Others, who regret their abortion but do not feel called to speak publicly, are nevertheless letting themselves be counted by registering anonymously with the Campaign. This can be done online at
IRegretMyAbortion.com.
Many of those who are sharing these testimonies found their healing from abortion through the ministry of Rachel's Vineyard. Conducting about a thousand healing retreats in dozens of countries, often through the sponsorship of local dioceses, this ministry, which is a project of Priests for Life, uses the Word of God, the sacraments, and prayer as the means by which, in conjunction with the latest insights of the psychology of trauma relative to abortion, these individuals find emotional and spiritual healing. This is a key need which is being met by yet another form of the new evangelization.

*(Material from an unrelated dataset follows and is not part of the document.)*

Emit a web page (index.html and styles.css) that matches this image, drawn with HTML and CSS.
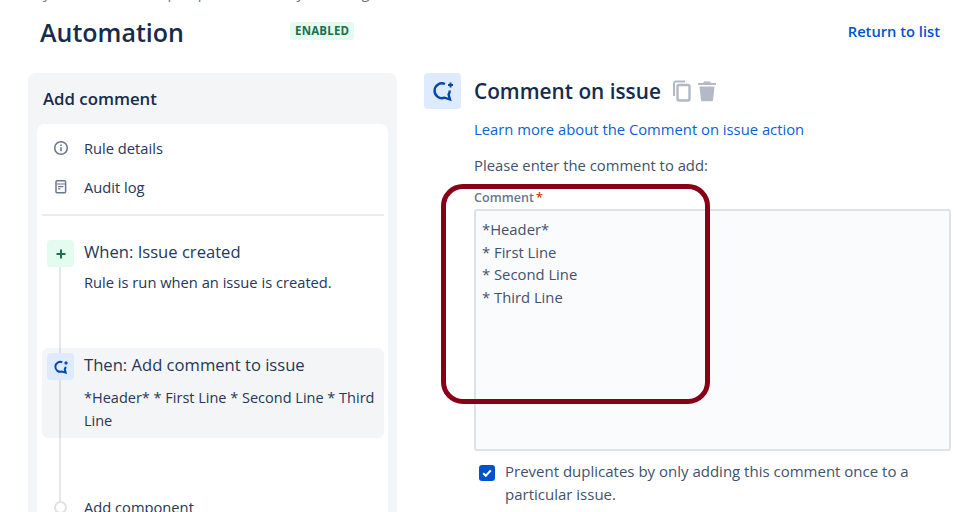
FILE: index.html
```html
<!DOCTYPE html>
<html lang="en">
<head>
    <meta charset="UTF-8">
    <title>Automation</title>
    <link rel="stylesheet" href="styles.css">
</head>
<body>
    <div class="page">
        <p class="cut-line">your rules for all open pull item to any other log</p>

        <div class="page-header">
            <h1>Automation</h1>
            <span class="lozenge">ENABLED</span>
            <a class="return-link" href="#">Return to list</a>
        </div>

        <div class="columns">
            <!-- Rule outline -->
            <div class="side-panel">
                <h2>Add comment</h2>
                <div class="side-card">
                    <div class="nav-item">
                        <svg class="nav-icon" width="16" height="16" viewBox="0 0 16 16" fill="none" stroke="#6b778c" stroke-width="1.6">
                            <circle cx="8" cy="8" r="6.3"/>
                            <path d="M8 7.2v4M8 4.4v1.6"/>
                        </svg>
                        <span>Rule details</span>
                    </div>
                    <div class="nav-item">
                        <svg class="nav-icon" width="16" height="16" viewBox="0 0 16 16" fill="none" stroke="#6b778c" stroke-width="1.5">
                            <rect x="3" y="1.7" width="9.6" height="12" rx="1"/>
                            <path d="M3.5 5h8.6M5 7.6h5.4M5 9.8h2.4" stroke-width="1.2"/>
                        </svg>
                        <span>Audit log</span>
                    </div>
                    <div class="divider"></div>

                    <div class="steps">
                        <div class="step step-trigger">
                            <div class="step-icon icon-green">
                                <svg width="12" height="12" viewBox="0 0 12 12" stroke="#216e4e" stroke-width="2"><path d="M6 1.5v9M1.5 6h9"/></svg>
                            </div>
                            <div class="step-body">
                                <div class="step-title">When: Issue created</div>
                                <div class="step-text">Rule is run when an issue is created.</div>
                            </div>
                        </div>
                        <div class="step step-action">
                            <div class="step-icon icon-blue">
                                <svg width="16" height="16" viewBox="0 0 24 24" fill="none" stroke="#0747a6" stroke-width="3">
                                    <path d="M14 5A7.400 7.400 0 1 0 13.500 18.700L19 20.400 17.600 15.500A7.400 7.400 0 0 0 18.800 11.500"/>
                                    <path d="M19.500 3.500v5M17 6h5" stroke-width="2.200"/>
                                </svg>
                            </div>
                            <div class="step-body">
                                <div class="step-title">Then: Add comment to issue</div>
                                <div class="step-text">*Header* * First Line * Second Line * Third Line</div>
                            </div>
                        </div>
                        <div class="step step-add">
                            <div class="step-dot"></div>
                            <div class="step-body">Add component</div>
                        </div>
                    </div>
                </div>
            </div>

            <!-- Component config -->
            <div class="config">
                <div class="config-head">
                    <div class="config-icon">
                        <svg width="24" height="24" viewBox="0 0 24 24" fill="none" stroke="#0747a6" stroke-width="2.400">
                            <path d="M14 5A7.400 7.400 0 1 0 13.500 18.700L19 20.400 17.600 15.500A7.400 7.400 0 0 0 18.800 11.500"/>
                            <path d="M19.500 3.500v5M17 6h5" stroke-width="2"/>
                        </svg>
                    </div>
                    <h2>Comment on issue</h2>
                    <svg class="copy-icon" width="22" height="24" viewBox="0 0 22 24" fill="none" stroke="#b3b9c4" stroke-width="2">
                        <path d="M14 2.500H5a2 2 0 0 0-2 2V17" />
                        <rect x="6.500" y="6" width="12" height="15.500" rx="1.500" stroke-width="2.400"/>
                    </svg>
                    <svg width="20" height="22" viewBox="0 0 20 22" fill="#b3bac5">
                        <path d="M7 1.500h6l.8 1.500H19v2H1V3h5.200zM2.500 6.500h15l-1.500 14a1 1 0 0 1-1 .8H5a1 1 0 0 1-1-.8z"/>
                    </svg>
                </div>

                <div class="config-body">
                    <a class="learn-link" href="#">Learn more about the Comment on issue action</a>
                    <p class="prompt">Please enter the comment to add:</p>
                    <label class="field-label">Comment<span class="required">*</span></label>
                    <div class="comment-box">*Header*<br>* First Line<br>* Second Line<br>* Third Line</div>
                    <div class="check-row">
                        <span class="checkbox">
                            <svg width="12" height="12" viewBox="0 0 12 12" fill="none" stroke="#fff" stroke-width="2"><path d="M2.200 6.300l2.600 2.500 5-5.400"/></svg>
                        </span>
                        <span>Prevent duplicates by only adding this comment once to a particular issue.</span>
                    </div>
                </div>
            </div>
        </div>

        <!-- Hand-drawn highlight on top of the screenshot -->
        <div class="highlight"></div>
    </div>
</body>
</html>
```

FILE: styles.css
```css
* {
    box-sizing: border-box;
    margin: 0;
    padding: 0;
}

html, body {
    height: 100%;
    overflow: hidden;
}

body {
    font-family: "Open Sans", "Noto Sans", sans-serif;
    font-size: 14.7px;
    line-height: 23px;
    color: #253858;
    background: #fff;
}

a {
    color: #0c5fd8;
    text-decoration: none;
}

.page {
    position: relative;
    height: 512px;
    overflow: hidden;
    padding-left: 28px;
}

/* Previous line of the page, only the descenders are still in view */
.cut-line {
    height: 21px;
    margin-top: -18px;
    padding-left: 15px;
    line-height: 20px;
    color: #6b778c;
    white-space: nowrap;
    overflow: hidden;
}

.page-header {
    display: flex;
    align-items: center;
    height: 59px;
    padding-left: 12px;
    padding-right: 17px;
}

.page-header h1 {
    width: 250px;
    font-size: 25px;
    font-weight: 600;
    color: #172b4d;
}

.lozenge {
    padding: 0 5px;
    height: 18px;
    line-height: 18px;
    font-size: 11.500px;
    font-weight: 700;
    letter-spacing: 0.2px;
    color: #216e4e;
    background: #e3fcef;
    border-radius: 3px;
    margin-top: -3px;
}

.return-link {
    margin-left: auto;
    font-size: 14.700px;
    font-weight: 600;
    color: #0052cc;
    margin-top: -3px;
}

.columns {
    display: flex;
    margin-top: 11px;
}

/* Left outline */
.side-panel {
    flex: none;
    width: 369px;
    height: 460px;
    padding: 0 9px;
    background: #f4f5f7;
    border-radius: 8px;
}

.side-panel h2 {
    padding: 14px 0 0 6px;
    height: 51px;
    font-size: 16.800px;
    font-weight: 600;
    color: #172b4d;
}

.side-card {
    height: 420px;
    padding: 5px 4px 0 5px;
    background: #fff;
    border-radius: 8px;
}

.nav-item {
    display: flex;
    align-items: center;
    height: 39px;
    gap: 15px;
    padding-left: 11px;
}

.nav-icon {
    flex: none;
    margin-top: -2px;
}

.divider {
    height: 2px;
    margin-top: 7px;
    background: #ebecf0;
}

.steps {
    position: relative;
    padding-top: 19px;
}

.steps::before {
    content: '';
    position: absolute;
    left: 17px;
    top: 50px;
    width: 2px;
    height: 240px;
    background: #e6e7ec;
}

.step {
    position: relative;
    display: flex;
    gap: 10px;
    padding: 5px;
    border-radius: 6px;
}

.step-trigger {
    height: 113px;
}

.step-action {
    height: 90px;
    background: rgba(9, 30, 66, 0.045);
}

.step-action .step-title {
    margin-bottom: 9px;
}

.step-action .step-text {
    font-size: 14.500px;
}

.step-add {
    margin-top: 53px;
    padding-left: 12px;
    gap: 17px;
    align-items: center;
}

.step-icon {
    flex: none;
    display: flex;
    align-items: center;
    justify-content: center;
    width: 27px;
    height: 27px;
    border-radius: 4px;
}

.icon-green {
    background: #e3fcef;
}

.icon-blue {
    background: #deebff;
}

.step-dot {
    flex: none;
    width: 13px;
    height: 13px;
    border: 2px solid #dfe1e6;
    border-radius: 50%;
    background: #fff;
}

.step-title {
    font-size: 16.600px;
    line-height: 24px;
    margin-bottom: 7px;
    color: #253858;
}

.step-text {
    line-height: 23px;
}

/* Right config */
.config {
    flex: 1;
    padding-left: 27px;
}

.config-head {
    display: flex;
    align-items: center;
    height: 36px;
}

.config-head h2 {
    font-size: 20.800px;
    font-weight: 600;
    line-height: 22px;
    margin: 0 10px 0 13px;
    color: #172b4d;
}

.config-icon {
    display: flex;
    align-items: center;
    justify-content: center;
    width: 37px;
    height: 36px;
    background: #deebff;
    border-radius: 4px;
}

.copy-icon {
    margin-right: 4px;
}

.config-body {
    padding: 9px 6px 0 50px;
}

.learn-link {
    display: block;
    font-size: 14.800px;
}

.prompt {
    margin-top: 13px;
    font-size: 14.800px;
    color: #42526e;
}

.field-label {
    display: block;
    margin-top: 13px;
    font-size: 12.600px;
    line-height: 16px;
    font-weight: 600;
    color: #6b778c;
}

.required {
    color: #de350b;
    margin-left: 2px;
}

.comment-box {
    height: 242px;
    margin-top: 3px;
    padding: 7px 6px;
    font-size: 14.800px;
    line-height: 22.500px;
    color: #42526e;
    background: #fafbfc;
    border: 2px solid #dfe1e6;
    border-radius: 3px;
}

.check-row {
    display: flex;
    gap: 10px;
    margin-top: 9px;
    padding-left: 5px;
    padding-right: 20px;
    font-size: 15px;
    color: #42526e;
}

.checkbox {
    flex: none;
    display: flex;
    align-items: center;
    justify-content: center;
    width: 16px;
    height: 16px;
    margin-top: 5px;
    background: #0052cc;
    border-radius: 3px;
}

.highlight {
    position: absolute;
    left: 441px;
    top: 184px;
    width: 269px;
    height: 220px;
    border: 5px solid #880015;
    border-radius: 22px;
}
```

Let me conclude by presenting you with the vision to which we are moving closer each day. Through the Silent No More Awareness Campaign, we have women sharing their testimonies of pain and healing after abortion. These are powerful to watch. But even more powerful is when the man joins her, publicly repenting of his failure to protect both her and her child. We also have the child's grandparents coming for healing, repenting of having pressured their daughter to abort. Imagine them joining the baby's mom and dad, together repenting and giving witness. And then, we can bring along with them the friend of that mom and dad, repenting of his or her failure to give them the hope and strength to choose life. And finally, imagine, joining all of these repentant individuals at a podium or on a stage, the former abortionist, the Centurion, expressing his or her repentance for having brought to that family the single most devastating wound it can receive, the abortion of its youngest, weakest member.
This is the vision of the family, the sanctuary of life, united in life-giving repentance and life-giving witness to the Lord of Life.